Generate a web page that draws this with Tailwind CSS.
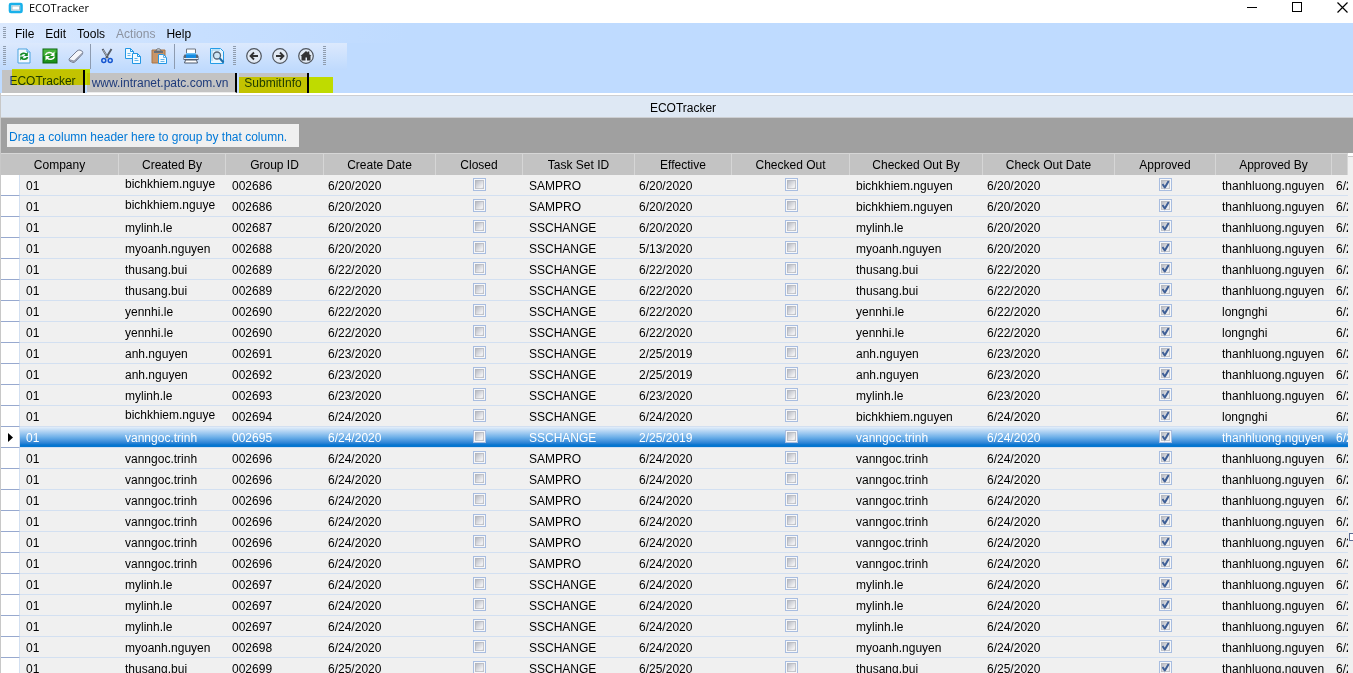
<!DOCTYPE html>
<html lang="en">
<head>
<meta charset="utf-8">
<title>ECOTracker</title>
<script src="https://cdn.jsdelivr.net/npm/@tailwindcss/browser@4"></script>
</head>
<body class="h-screen overflow-hidden bg-white font-['Liberation_Sans',Arial,sans-serif] text-xs text-black">
<div class="flex h-full flex-col">
  <header class="flex h-[23px] shrink-0 items-start justify-between">
    <div class="flex items-center gap-1.5 pl-2">
      <svg class="h-3.5 w-[15px]" viewBox="0 0 15 14"><rect x="2" y="3" width="11.500" height="8" rx="1" fill="#fff" stroke="#19b1ea" stroke-width="2.600"/><rect x="4" y="5" width="7.500" height="4" fill="#fff" stroke="#8fb4c4" stroke-width=".8"/></svg>
      <h1 class="font-['Open_Sans',sans-serif] text-[11px] leading-4">ECOTracker</h1>
    </div>
    <div class="flex">
      <button aria-label="Minimize" class="flex h-3.5 w-[45px] items-center justify-center"><svg class="size-[11px]" viewBox="0 0 11 11"><path d="M0 5.500H10" stroke="#000"/></svg></button>
      <button aria-label="Maximize" class="flex h-3.5 w-[45px] items-center justify-center"><svg class="size-[11px]" viewBox="0 0 11 11"><rect x=".5" y=".5" width="9" height="9" fill="none" stroke="#000"/></svg></button>
      <button aria-label="Close" class="flex h-3.5 w-[33px] items-center justify-end pr-[5px]"><svg class="size-[11px]" viewBox="0 0 11 11"><path d="M.5 .5l10 10M10.500 .5l-10 10" stroke="#000" stroke-width="1.200"/></svg></button>
    </div>
  </header>

  <div class="flex h-[70px] shrink-0 flex-col bg-[#bfdbff]">
    <nav class="flex h-5 items-center gap-[11px] bg-linear-to-r from-[#dbe9fe] via-[#c7dfff] via-15% to-[#bfdbff] to-30% pl-[3px]">
      <span class="-mr-0.5 h-3 w-[3px] bg-[repeating-linear-gradient(#8f9cae_0_1px,transparent_1px_2px)]"></span>
      <button class="pt-0.5 leading-5">File</button>
      <button class="pt-0.5 leading-5">Edit</button>
      <button class="pt-0.5 leading-5">Tools</button>
      <button class="pt-0.5 leading-5 text-[#8c93a0]" disabled>Actions</button>
      <button class="pt-0.5 leading-5">Help</button>
    </nav>

    <div class="flex h-[27px] w-[347px] items-center bg-linear-to-b from-[#dce9fd] to-[#bfdafd] pb-px">
      <span class="mr-[5px] ml-[3px] h-5 w-[3px] bg-[repeating-linear-gradient(#8f9cae_0_1px,transparent_1px_2px)]"></span>
      <button aria-label="Refresh" class="flex w-[26px] justify-center"><svg class="size-4" viewBox="0 0 16 16"><path d="M2 1h9l3 3v11H2z" fill="#f4faff" stroke="#4aa3df"/><path d="M11 1v3h3" fill="#cfe8fa" stroke="#4aa3df"/><path d="M4.500 7.500C5 5 9 4.500 10.500 6.500M11.500 9C11 11.500 7 12 5.500 10" fill="none" stroke="#128a25" stroke-width="1.700"/><path d="M11.800 4v4H8z M4.200 12.500v-4H8z" fill="#128a25"/></svg></button>
      <button aria-label="Refresh all" class="flex w-[26px] justify-center"><svg class="size-4" viewBox="0 0 16 16"><rect x="1" y="1" width="14" height="14" fill="#1c931c" stroke="#0b620f"/><path d="M1.500 1.500h13v3l-13 4z" fill="#48b23e"/><path d="M3.500 7C4.500 4 9 3.800 11 6M12.500 8.500C11.500 12 7 12 5 10" fill="none" stroke="#fff" stroke-width="1.500"/><path d="M12.500 3.500v4.500H8z M3.500 12.500V8H8z" fill="#fff"/></svg></button>
      <button aria-label="Clear" class="flex w-[26px] justify-center"><svg class="size-4" viewBox="0 0 16 16"><path d="M1 11L9 3Q10 2 12 2L14.500 3.500Q15 4.500 14.500 6L7.500 13.500Q6.500 14.500 5 14.500L1.500 13z" fill="#f4f6fa" stroke="#737c91"/><path d="M1.500 11.200L6 12.500 14.300 4.500V6L7.300 13.400Q6.500 14.300 5 14L1.600 12.800z" fill="#9199ac"/></svg></button>
      <span class="mr-[3px] ml-px h-[25px] w-px bg-[#8d9bb0]"></span>
      <button aria-label="Cut" class="flex w-[26px] justify-center"><svg class="size-4" viewBox="0 0 16 16"><path d="M3.500 1l5.500 9M12.500 1L7 10" stroke="#555c66" stroke-width="1.900"/><path d="M4 2l4 6" stroke="#e8edf2" stroke-width=".6"/><circle cx="4.800" cy="12.500" r="2" fill="none" stroke="#1455d0" stroke-width="1.500"/><circle cx="11.200" cy="12.500" r="2" fill="none" stroke="#1455d0" stroke-width="1.500"/></svg></button>
      <button aria-label="Copy" class="flex w-[26px] justify-center"><svg class="size-4" viewBox="0 0 16 16"><g fill="#f2faff" stroke="#2397e4"><path d="M.5 .5h5l3 3v7h-8z"/><path d="M5.500 .5v3h3" fill="none"/><path d="M7.500 5.500h5l3 3v7h-8z"/><path d="M12.500 5.500v3h3" fill="none"/></g><path d="M2.500 5.500h3M2.500 7.500h3M9.500 10.500h3M9.500 12.500h4" stroke="#64b3e8"/></svg></button>
      <button aria-label="Paste" class="flex w-[26px] justify-center"><svg class="size-4" viewBox="0 0 16 16"><path d="M1 2h13v13H1z" fill="#c89568" stroke="#a87447"/><path d="M3 3h9v2H3z" fill="#6a7078"/><path d="M5 3c0-3 5-3 5 0z" fill="#d7dadd" stroke="#666"/><path d="M7.500 6.500h5l3 3v6h-8z" fill="#f2faff" stroke="#2397e4"/><path d="M12.500 6.500v3h3M9.500 11.500h4M9.500 13.500h4" fill="none" stroke="#64b3e8"/></svg></button>
      <span class="mr-[3px] ml-0.5 h-[25px] w-px bg-[#8d9bb0]"></span>
      <button aria-label="Print" class="flex w-[26px] justify-center"><svg class="size-4" viewBox="0 0 16 16"><path d="M3.500 1h9v6h-9z" fill="#fff" stroke="#6c7480"/><path d="M1.500 6.500h13l1 2V12H.5V8.500z" fill="#5b6676"/><path d="M3 5h10v5H3z" fill="#168be0"/><path d="M3 5h10v1.500H3z" fill="#6dc0f5"/><path d="M1 10.500h14" stroke="#e9f0f8"/><path d="M2.500 12h11l1 3h-13z" fill="#fff" stroke="#4f5b6c"/></svg></button>
      <button aria-label="Print preview" class="flex w-[26px] justify-center"><svg class="size-4" viewBox="0 0 16 16"><path d="M1.500 .5h10l3 3v12h-13z" fill="#e8f6ff" stroke="#249ce6"/><path d="M3 13V2h8" fill="none" stroke="#91ccef"/><circle cx="8" cy="7.500" r="3.500" fill="#cde5f5" stroke="#536477" stroke-width="1.300"/><path d="M10.500 10l4 4.500" stroke="#246ba3" stroke-width="2"/></svg></button>
      <span class="mr-[5px] ml-[3px] h-5 w-[3px] bg-[repeating-linear-gradient(#8f9cae_0_1px,transparent_1px_2px)]"></span>
      <button aria-label="Back" class="flex w-[26px] justify-center"><svg class="size-4" viewBox="0 0 16 16"><circle cx="8" cy="8" r="7.300" fill="#e2eaf4" stroke="#50565f" stroke-width="1.200"/><path d="M12 8H5M8 4.500L4.500 8 8 11.500" fill="none" stroke="#333" stroke-width="1.800"/></svg></button>
      <button aria-label="Forward" class="flex w-[26px] justify-center"><svg class="size-4" viewBox="0 0 16 16"><circle cx="8" cy="8" r="7.300" fill="#e2eaf4" stroke="#50565f" stroke-width="1.200"/><path d="M4 8h7M8 4.500L11.500 8 8 11.500" fill="none" stroke="#333" stroke-width="1.800"/></svg></button>
      <button aria-label="Home" class="flex w-[26px] justify-center"><svg class="size-4" viewBox="0 0 16 16"><circle cx="8" cy="8" r="7.300" fill="#e2eaf4" stroke="#50565f" stroke-width="1.200"/><path d="M2.500 8L8 3l1.700 1.600V3.500h1.600v2.700L13.500 8H12.500v4.500H9V9.500H7.500v3h-4V8z" fill="#333"/></svg></button>
      <span class="ml-1 h-5 w-[3px] bg-[repeating-linear-gradient(#8f9cae_0_1px,transparent_1px_2px)]"></span>
    </div>

    <div class="relative flex h-[23px] items-end gap-0.5 pl-0.5 text-[#1f3b7b]">
      <button class="h-[23px] w-[83px] border-r-2 border-black bg-[#c3c3c3] pb-0.5">ECOTracker</button>
      <button class="h-5 w-[150px] border-r-2 border-b border-r-black border-b-[#ececec] bg-[#c3c3c3] pr-0.5 whitespace-nowrap">www.intranet.patc.com.vn</button>
      <button class="h-5 w-[70px] border-r-2 border-black bg-[#c3c3c3]">SubmitInfo</button>
      <span class="pointer-events-none absolute -top-px left-3 h-4 w-[78px] bg-[#ffff00] mix-blend-multiply"></span>
      <span class="pointer-events-none absolute top-[7px] left-[239px] h-4 w-[94px] bg-[#ffff00] mix-blend-multiply"></span>
    </div>
  </div>

  <main class="flex min-h-0 flex-1 flex-col border-l border-[#c8c8c8] pt-0.5">
    <h2 class="h-[23px] shrink-0 border-y border-[#cdcfd2] bg-[#dee8f4] pl-3 text-center leading-6">ECOTracker</h2>
    <div class="h-[35px] shrink-0 bg-[#a0a0a0] pt-1.5 pl-1.5">
      <p class="h-[23px] w-[292px] bg-[#f0f0f0] pl-0.5 leading-[26px] whitespace-nowrap text-[#0078d7]">Drag a column header here to group by that column.</p>
    </div>
    <div class="flex min-h-0 flex-1">
      <div class="min-w-0 flex-1 overflow-hidden bg-[#f0f0f0]">
        <table class="w-full table-fixed border-separate border-spacing-0">
          <colgroup><col class="w-[19px]"><col class="w-[99px]"><col class="w-[107px]"><col class="w-[98px]"><col class="w-[112px]"><col class="w-[87px]"><col class="w-[112px]"><col class="w-[97px]"><col class="w-[118px]"><col class="w-[133px]"><col class="w-[132px]"><col class="w-[101px]"><col class="w-[116px]"><col></colgroup>
          <thead><tr id="head"></tr></thead>
          <tbody id="rows"></tbody>
        </table>
      </div>
      <div class="flex w-[5px] shrink-0 flex-col justify-between bg-[#f0f0f0]">
        <span class="h-1 border-b border-[#c8c8c8] bg-white"></span>
        <button aria-label="Expand panel" class="mb-[132px] ml-px h-2 w-1 border border-r-0 border-[#5b6b94] bg-white"></button>
      </div>
    </div>
  </main>
</div>
<script>
const columns = ['Company','Created By','Group ID','Create Date','Closed','Task Set ID','Effective','Checked Out','Checked Out By','Check Out Date','Approved','Approved By'];
const th = 'h-[22px] border-t border-r border-[#d6d6d6] bg-[#c3c3c3] p-0 text-center font-normal leading-5 whitespace-nowrap';
document.getElementById('head').innerHTML =
  columns.map((c, i) => `<th scope="col" ${i ? '' : 'colspan="2"'} class="${th}">${c}</th>`).join('') + `<th class="${th}"></th>`;

const B = 'bichkhiem.nguyen', M = 'mylinh.le', O = 'myoanh.nguyen', T = 'thusang.bui', Y = 'yennhi.le', A = 'anh.nguyen', V = 'vanngoc.trinh';
const L = 'thanhluong.nguyen', N = 'longnghi', P = 'SAMPRO', S = 'SSCHANGE';
const data = [
  [B,'002686','6/20/2020',P,'6/20/2020',L],[B,'002686','6/20/2020',P,'6/20/2020',L],
  [M,'002687','6/20/2020',S,'6/20/2020',L],[O,'002688','6/20/2020',S,'5/13/2020',L],
  [T,'002689','6/22/2020',S,'6/22/2020',L],[T,'002689','6/22/2020',S,'6/22/2020',L],
  [Y,'002690','6/22/2020',S,'6/22/2020',N],[Y,'002690','6/22/2020',S,'6/22/2020',N],
  [A,'002691','6/23/2020',S,'2/25/2019',L],[A,'002692','6/23/2020',S,'2/25/2019',L],
  [M,'002693','6/23/2020',S,'6/23/2020',L],[B,'002694','6/24/2020',S,'6/24/2020',N],
  [V,'002695','6/24/2020',S,'2/25/2019',L],[V,'002696','6/24/2020',P,'6/24/2020',L],
  [V,'002696','6/24/2020',P,'6/24/2020',L],[V,'002696','6/24/2020',P,'6/24/2020',L],
  [V,'002696','6/24/2020',P,'6/24/2020',L],[V,'002696','6/24/2020',P,'6/24/2020',L],
  [V,'002696','6/24/2020',P,'6/24/2020',L],[M,'002697','6/24/2020',S,'6/24/2020',L],
  [M,'002697','6/24/2020',S,'6/24/2020',L],[M,'002697','6/24/2020',S,'6/24/2020',L],
  [O,'002698','6/24/2020',S,'6/24/2020',L],[T,'002699','6/25/2020',S,'6/25/2020',L]
];
const selected = 12;
const cell = 'h-[21px] overflow-hidden border-b border-[#d3e0f1] p-0 whitespace-nowrap';
const td = (v, pad = 'pl-1.5 pt-0.5 leading-[18px]') => `<td class="${cell} ${pad}">${v}</td>`;
const dateTd = v => td(v, 'pl-1 pt-0.5 leading-[18px]');
const box = (label, on) => `<td class="${cell}"><label class="mx-auto -mt-px grid size-[13px] place-items-center">
  <input type="checkbox" aria-label="${label}" ${on ? 'checked' : ''} class="peer col-start-1 row-start-1 size-[13px] appearance-none border border-[#a8bde0] p-px [background:linear-gradient(135deg,#aeb2bc,#f2f2f4_75%,#d4d6dc)_content-box,#f7f8fa]">
  <svg class="pointer-events-none invisible col-start-1 row-start-1 size-[11px] peer-checked:visible" viewBox="0 0 11 11"><path d="M2.500 5L4.800 8.500 8.800 1.800" fill="none" stroke="#3f5f96" stroke-width="2"/></svg>
  <span class="pointer-events-none col-start-1 row-start-1 size-[9px] border border-[#b4b7be]/70"></span></label></td>`;
document.getElementById('rows').innerHTML = data.map((r, i) => {
  const [by, group, date, task, eff, app] = r;
  const long = by === B;
  return `<tr class="${i === selected ? 'bg-linear-to-b from-[#e3eefa] via-[#6aaee8] via-50% to-[#0475cf] to-85% text-white' : ''}">
    <td class="h-[21px] border-r border-b border-r-[#d3e0f1] border-b-[#97a9cf] bg-white p-0">${i === selected ? '<svg class="ml-1.5 h-[9px] w-1.5" viewBox="0 0 6 9"><path d="M1 0v9l5-4.500z"/></svg>' : ''}</td>
    ${td('01')}${long ? td('bichkhiem.nguye', 'pl-1.5 pb-0.5 leading-[18px]') : td(by)}${td(group)}${dateTd(date)}${box('Closed', false)}${td(task)}${dateTd(eff)}${box('Checked out', false)}${td(by)}${dateTd(date)}${box('Approved', true)}${td(app)}${dateTd(date)}</tr>`;
}).join('');
</script>
</body>
</html>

■ ■ ■ ■ ■ ■ ■

### Task statement
Find how many lines of the material carry the string "that". Only the number should be in the answer.

### Reply
2